Imagine this scene later this year.  You’re driving down the autobahn in your new 2008 BMW and want to grab dinner but you don’t know where.  So you move your hand over to your iDrive controller on your BMW ConnectedDrive to select restaurants on your 2”x5” screen.  As you enter text entry mode to type in the name of the restaurant, your window (lowercase “w”) erupts in blue as you drive into a bridge embankment at 150mph.  It the ultimate blue screen of death.  It surprises me that every device these days requires the touch input.

What about Voice as a UI?
We’re so stuck with one-size fits all touch that we forget the human voice is a great interface.  See surfing for news on my phone is great but it puts my focus in the wrong place.  A few years back we thought that the danger in cell phones was people using them to talk and pushed for hands-free systems.  Today we already see people texting while driving.  In fact, maybe some of us have done it ourselves.  We really need to keep information access from becoming a distraction.  I recently bought a GPS and the biggest feature to sway my decision was the ability to use voice response instead of my finger for input, which requires I steer with my knee.  (Note, like most commuters I already have one hand holding a cup of coffee.)  
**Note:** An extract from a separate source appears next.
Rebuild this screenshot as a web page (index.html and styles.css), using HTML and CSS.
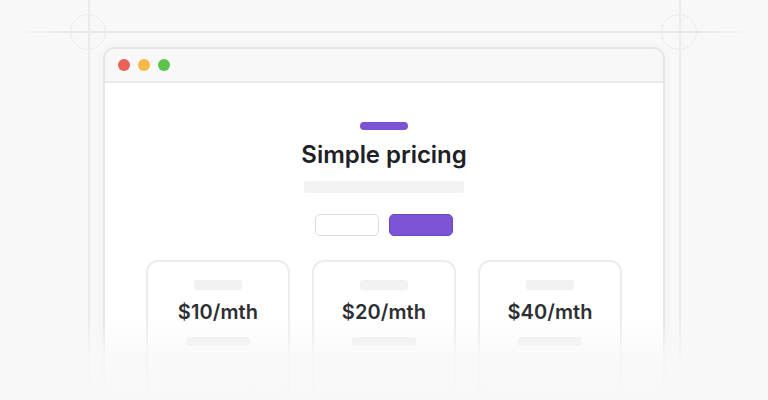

Of course voice isn’t a great interface everywhere.  For example in a quite restaurant or a movie theater where you might interrupt others, but hey do you really need to be trolling for information there?  And that’s where touch maybe does fit in.  (But I say put away you phone, do you really need to be that connected?)  Nor is voice great in loud places like concerts or festivals.  But who says everything needs to be on size fits all.  The nice thing is XML can help.

VoiceXML
VoiceXML was started back in 1999 as a single approach to voice interfaces.  The power of it is that it allows you to write pages that are voice enabled to support navigation, presentation, and content.  And isn’t that what XML was intended to do, allow both presentation and content in a one-size fits many approach?  Unfortunately to often XML has been looked at a way to represent text in multiple text based formats. 

So why aren’t we seeing VoiceXML?  It isn’t new we’ve been using it for some time already without realizing it.  Just listen to the current 411 networks.  Most are powered by VoiceXML.

TellMe is a better example of a voice application, a voice portal which allows access to stock quotes, news, movies listing, and even include a game of blackjack.  I’ve been using TellMe for years (800.555.TELL) which for a while it became Cingular’s #121.  A few weeks ago I tried dialing #121 and I thought it was gone forever and by then I forgot the old number.  But I was pleasantly surprised when I saw Microsoft had acquired TellMe from AT&T

Maybe voice will finally become a valid interface option.